What is being asked →
Restate the data word for word and leave the images out.
- - - - -
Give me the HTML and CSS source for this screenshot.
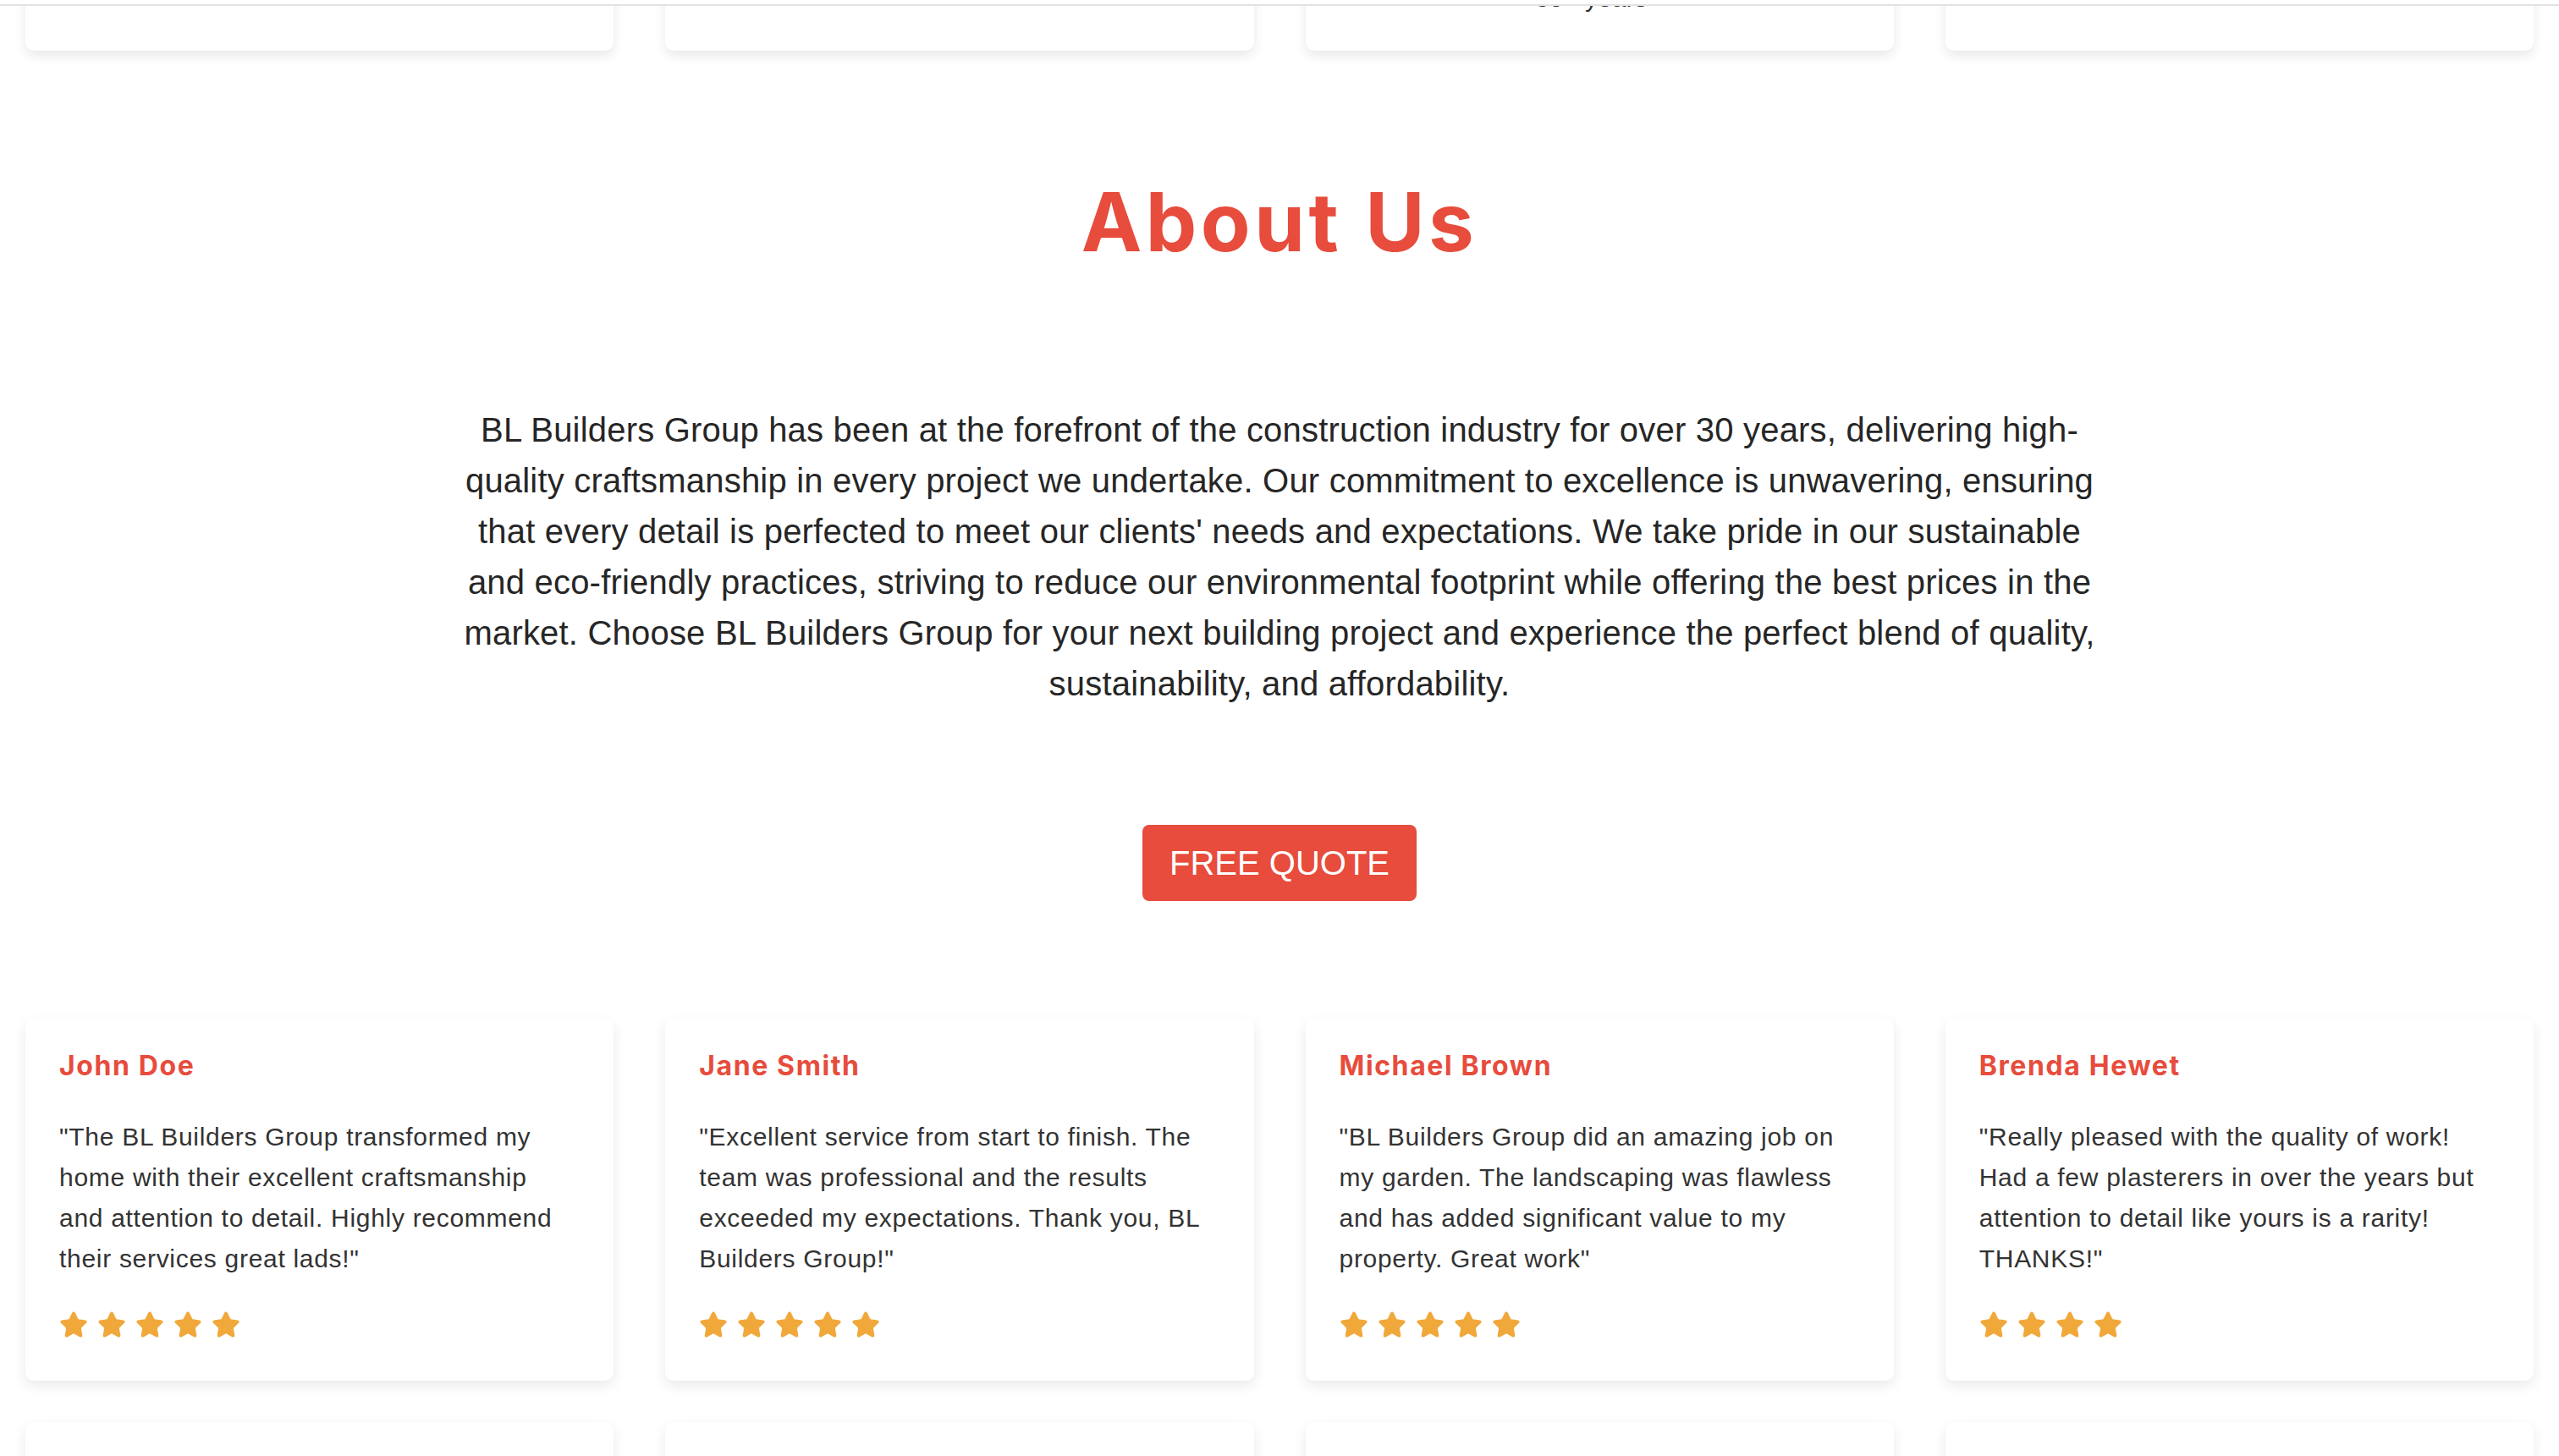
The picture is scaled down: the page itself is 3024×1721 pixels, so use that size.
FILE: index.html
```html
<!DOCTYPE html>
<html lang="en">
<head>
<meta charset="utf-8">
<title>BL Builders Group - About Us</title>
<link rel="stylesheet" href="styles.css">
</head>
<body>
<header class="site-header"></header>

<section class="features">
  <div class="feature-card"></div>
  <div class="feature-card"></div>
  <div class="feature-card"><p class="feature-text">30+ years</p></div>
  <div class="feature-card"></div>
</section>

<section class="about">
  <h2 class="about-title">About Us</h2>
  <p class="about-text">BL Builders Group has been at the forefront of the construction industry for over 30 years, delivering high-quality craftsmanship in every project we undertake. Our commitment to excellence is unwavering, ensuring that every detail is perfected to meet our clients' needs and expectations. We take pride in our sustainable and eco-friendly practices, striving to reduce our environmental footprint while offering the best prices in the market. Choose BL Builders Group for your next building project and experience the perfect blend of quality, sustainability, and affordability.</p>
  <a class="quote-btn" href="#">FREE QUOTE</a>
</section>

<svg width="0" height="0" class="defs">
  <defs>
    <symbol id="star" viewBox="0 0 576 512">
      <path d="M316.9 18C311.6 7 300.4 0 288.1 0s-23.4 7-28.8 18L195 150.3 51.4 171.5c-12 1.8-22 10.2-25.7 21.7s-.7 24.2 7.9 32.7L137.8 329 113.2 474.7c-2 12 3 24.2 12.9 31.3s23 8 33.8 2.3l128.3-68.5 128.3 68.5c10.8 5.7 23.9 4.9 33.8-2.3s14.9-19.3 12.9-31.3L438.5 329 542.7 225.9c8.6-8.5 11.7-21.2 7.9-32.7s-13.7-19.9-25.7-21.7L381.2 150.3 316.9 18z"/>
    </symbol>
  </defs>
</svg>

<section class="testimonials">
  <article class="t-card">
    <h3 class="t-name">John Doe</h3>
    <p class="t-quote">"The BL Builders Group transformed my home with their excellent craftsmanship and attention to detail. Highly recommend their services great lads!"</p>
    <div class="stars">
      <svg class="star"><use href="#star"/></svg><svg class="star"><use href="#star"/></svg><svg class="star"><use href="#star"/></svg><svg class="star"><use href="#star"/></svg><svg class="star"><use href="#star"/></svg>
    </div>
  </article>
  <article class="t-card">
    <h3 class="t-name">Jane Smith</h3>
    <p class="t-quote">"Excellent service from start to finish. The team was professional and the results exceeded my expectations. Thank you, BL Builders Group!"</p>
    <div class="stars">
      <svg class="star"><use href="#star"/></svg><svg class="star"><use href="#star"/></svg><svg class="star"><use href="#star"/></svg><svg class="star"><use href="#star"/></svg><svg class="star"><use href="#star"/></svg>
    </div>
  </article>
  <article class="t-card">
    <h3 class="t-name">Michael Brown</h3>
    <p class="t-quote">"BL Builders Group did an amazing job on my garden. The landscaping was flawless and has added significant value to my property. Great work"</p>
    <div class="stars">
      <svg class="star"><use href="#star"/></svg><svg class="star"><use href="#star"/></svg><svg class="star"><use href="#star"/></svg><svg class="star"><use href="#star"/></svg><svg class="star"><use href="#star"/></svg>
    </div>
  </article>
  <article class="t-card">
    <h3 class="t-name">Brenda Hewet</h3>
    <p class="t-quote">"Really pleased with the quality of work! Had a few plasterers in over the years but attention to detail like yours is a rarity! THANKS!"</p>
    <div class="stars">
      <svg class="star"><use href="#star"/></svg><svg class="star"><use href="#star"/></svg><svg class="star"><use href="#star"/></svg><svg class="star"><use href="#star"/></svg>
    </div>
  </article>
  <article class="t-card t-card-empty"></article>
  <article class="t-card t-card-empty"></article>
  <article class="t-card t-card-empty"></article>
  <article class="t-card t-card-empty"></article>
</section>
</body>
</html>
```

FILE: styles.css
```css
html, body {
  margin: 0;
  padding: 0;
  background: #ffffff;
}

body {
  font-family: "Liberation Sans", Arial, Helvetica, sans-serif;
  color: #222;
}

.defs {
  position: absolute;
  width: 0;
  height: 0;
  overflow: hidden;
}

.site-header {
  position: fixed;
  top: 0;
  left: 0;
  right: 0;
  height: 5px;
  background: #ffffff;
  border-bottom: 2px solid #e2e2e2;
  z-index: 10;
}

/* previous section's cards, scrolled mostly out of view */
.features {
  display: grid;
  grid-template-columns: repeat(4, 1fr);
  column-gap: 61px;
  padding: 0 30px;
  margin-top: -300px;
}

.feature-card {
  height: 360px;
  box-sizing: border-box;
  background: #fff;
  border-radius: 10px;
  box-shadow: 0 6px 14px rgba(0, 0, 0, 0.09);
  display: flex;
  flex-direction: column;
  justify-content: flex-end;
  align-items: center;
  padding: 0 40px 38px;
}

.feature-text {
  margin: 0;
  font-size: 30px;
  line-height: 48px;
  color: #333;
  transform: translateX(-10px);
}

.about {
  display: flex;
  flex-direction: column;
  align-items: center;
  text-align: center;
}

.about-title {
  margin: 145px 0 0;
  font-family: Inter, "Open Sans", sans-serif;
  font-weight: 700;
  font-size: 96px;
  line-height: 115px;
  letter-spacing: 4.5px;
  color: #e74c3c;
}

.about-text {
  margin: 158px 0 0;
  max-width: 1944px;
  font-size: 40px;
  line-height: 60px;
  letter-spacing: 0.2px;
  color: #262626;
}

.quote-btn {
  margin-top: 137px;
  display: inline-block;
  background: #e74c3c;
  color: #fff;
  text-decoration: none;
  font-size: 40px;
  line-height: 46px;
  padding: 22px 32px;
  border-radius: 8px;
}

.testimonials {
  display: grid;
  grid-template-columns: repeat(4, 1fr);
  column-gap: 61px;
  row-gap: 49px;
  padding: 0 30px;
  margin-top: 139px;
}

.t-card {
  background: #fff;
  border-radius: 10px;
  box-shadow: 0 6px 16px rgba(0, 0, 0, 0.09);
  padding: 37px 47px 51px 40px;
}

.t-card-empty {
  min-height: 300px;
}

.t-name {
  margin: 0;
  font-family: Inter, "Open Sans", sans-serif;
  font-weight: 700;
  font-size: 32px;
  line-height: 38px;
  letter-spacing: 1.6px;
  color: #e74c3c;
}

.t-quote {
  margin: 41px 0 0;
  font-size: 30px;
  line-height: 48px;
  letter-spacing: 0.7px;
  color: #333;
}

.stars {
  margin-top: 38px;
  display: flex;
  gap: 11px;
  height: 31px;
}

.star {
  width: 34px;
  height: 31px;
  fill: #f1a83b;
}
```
- - - - -
Result of this task →
Give me the HTML and CSS source for this screenshot.
The picture is scaled down: the page itself is 3024×1721 pixels, so use that size.
FILE: index.html
```html
<!DOCTYPE html>
<html lang="en">
<head>
<meta charset="utf-8">
<title>BL Builders Group - About Us</title>
<link rel="stylesheet" href="styles.css">
</head>
<body>
<header class="site-header"></header>

<section class="features">
  <div class="feature-card"></div>
  <div class="feature-card"></div>
  <div class="feature-card"><p class="feature-text">30+ years</p></div>
  <div class="feature-card"></div>
</section>

<section class="about">
  <h2 class="about-title">About Us</h2>
  <p class="about-text">BL Builders Group has been at the forefront of the construction industry for over 30 years, delivering high-quality craftsmanship in every project we undertake. Our commitment to excellence is unwavering, ensuring that every detail is perfected to meet our clients' needs and expectations. We take pride in our sustainable and eco-friendly practices, striving to reduce our environmental footprint while offering the best prices in the market. Choose BL Builders Group for your next building project and experience the perfect blend of quality, sustainability, and affordability.</p>
  <a class="quote-btn" href="#">FREE QUOTE</a>
</section>

<svg width="0" height="0" class="defs">
  <defs>
    <symbol id="star" viewBox="0 0 576 512">
      <path d="M316.9 18C311.6 7 300.4 0 288.1 0s-23.4 7-28.8 18L195 150.3 51.4 171.5c-12 1.8-22 10.2-25.7 21.7s-.7 24.2 7.9 32.7L137.8 329 113.2 474.7c-2 12 3 24.2 12.9 31.3s23 8 33.8 2.3l128.3-68.5 128.3 68.5c10.8 5.7 23.9 4.9 33.8-2.3s14.9-19.3 12.9-31.3L438.5 329 542.7 225.9c8.6-8.5 11.7-21.2 7.9-32.7s-13.7-19.9-25.7-21.7L381.2 150.3 316.9 18z"/>
    </symbol>
  </defs>
</svg>

<section class="testimonials">
  <article class="t-card">
    <h3 class="t-name">John Doe</h3>
    <p class="t-quote">"The BL Builders Group transformed my home with their excellent craftsmanship and attention to detail. Highly recommend their services great lads!"</p>
    <div class="stars">
      <svg class="star"><use href="#star"/></svg><svg class="star"><use href="#star"/></svg><svg class="star"><use href="#star"/></svg><svg class="star"><use href="#star"/></svg><svg class="star"><use href="#star"/></svg>
    </div>
  </article>
  <article class="t-card">
    <h3 class="t-name">Jane Smith</h3>
    <p class="t-quote">"Excellent service from start to finish. The team was professional and the results exceeded my expectations. Thank you, BL Builders Group!"</p>
    <div class="stars">
      <svg class="star"><use href="#star"/></svg><svg class="star"><use href="#star"/></svg><svg class="star"><use href="#star"/></svg><svg class="star"><use href="#star"/></svg><svg class="star"><use href="#star"/></svg>
    </div>
  </article>
  <article class="t-card">
    <h3 class="t-name">Michael Brown</h3>
    <p class="t-quote">"BL Builders Group did an amazing job on my garden. The landscaping was flawless and has added significant value to my property. Great work"</p>
    <div class="stars">
      <svg class="star"><use href="#star"/></svg><svg class="star"><use href="#star"/></svg><svg class="star"><use href="#star"/></svg><svg class="star"><use href="#star"/></svg><svg class="star"><use href="#star"/></svg>
    </div>
  </article>
  <article class="t-card">
    <h3 class="t-name">Brenda Hewet</h3>
    <p class="t-quote">"Really pleased with the quality of work! Had a few plasterers in over the years but attention to detail like yours is a rarity! THANKS!"</p>
    <div class="stars">
      <svg class="star"><use href="#star"/></svg><svg class="star"><use href="#star"/></svg><svg class="star"><use href="#star"/></svg><svg class="star"><use href="#star"/></svg>
    </div>
  </article>
  <article class="t-card t-card-empty"></article>
  <article class="t-card t-card-empty"></article>
  <article class="t-card t-card-empty"></article>
  <article class="t-card t-card-empty"></article>
</section>
</body>
</html>
```

FILE: styles.css
```css
html, body {
  margin: 0;
  padding: 0;
  background: #ffffff;
}

body {
  font-family: "Liberation Sans", Arial, Helvetica, sans-serif;
  color: #222;
}

.defs {
  position: absolute;
  width: 0;
  height: 0;
  overflow: hidden;
}

.site-header {
  position: fixed;
  top: 0;
  left: 0;
  right: 0;
  height: 5px;
  background: #ffffff;
  border-bottom: 2px solid #e2e2e2;
  z-index: 10;
}

/* previous section's cards, scrolled mostly out of view */
.features {
  display: grid;
  grid-template-columns: repeat(4, 1fr);
  column-gap: 61px;
  padding: 0 30px;
  margin-top: -300px;
}

.feature-card {
  height: 360px;
  box-sizing: border-box;
  background: #fff;
  border-radius: 10px;
  box-shadow: 0 6px 14px rgba(0, 0, 0, 0.09);
  display: flex;
  flex-direction: column;
  justify-content: flex-end;
  align-items: center;
  padding: 0 40px 38px;
}

.feature-text {
  margin: 0;
  font-size: 30px;
  line-height: 48px;
  color: #333;
  transform: translateX(-10px);
}

.about {
  display: flex;
  flex-direction: column;
  align-items: center;
  text-align: center;
}

.about-title {
  margin: 145px 0 0;
  font-family: Inter, "Open Sans", sans-serif;
  font-weight: 700;
  font-size: 96px;
  line-height: 115px;
  letter-spacing: 4.5px;
  color: #e74c3c;
}

.about-text {
  margin: 158px 0 0;
  max-width: 1944px;
  font-size: 40px;
  line-height: 60px;
  letter-spacing: 0.2px;
  color: #262626;
}

.quote-btn {
  margin-top: 137px;
  display: inline-block;
  background: #e74c3c;
  color: #fff;
  text-decoration: none;
  font-size: 40px;
  line-height: 46px;
  padding: 22px 32px;
  border-radius: 8px;
}

.testimonials {
  display: grid;
  grid-template-columns: repeat(4, 1fr);
  column-gap: 61px;
  row-gap: 49px;
  padding: 0 30px;
  margin-top: 139px;
}

.t-card {
  background: #fff;
  border-radius: 10px;
  box-shadow: 0 6px 16px rgba(0, 0, 0, 0.09);
  padding: 37px 47px 51px 40px;
}

.t-card-empty {
  min-height: 300px;
}

.t-name {
  margin: 0;
  font-family: Inter, "Open Sans", sans-serif;
  font-weight: 700;
  font-size: 32px;
  line-height: 38px;
  letter-spacing: 1.6px;
  color: #e74c3c;
}

.t-quote {
  margin: 41px 0 0;
  font-size: 30px;
  line-height: 48px;
  letter-spacing: 0.7px;
  color: #333;
}

.stars {
  margin-top: 38px;
  display: flex;
  gap: 11px;
  height: 31px;
}

.star {
  width: 34px;
  height: 31px;
  fill: #f1a83b;
}
```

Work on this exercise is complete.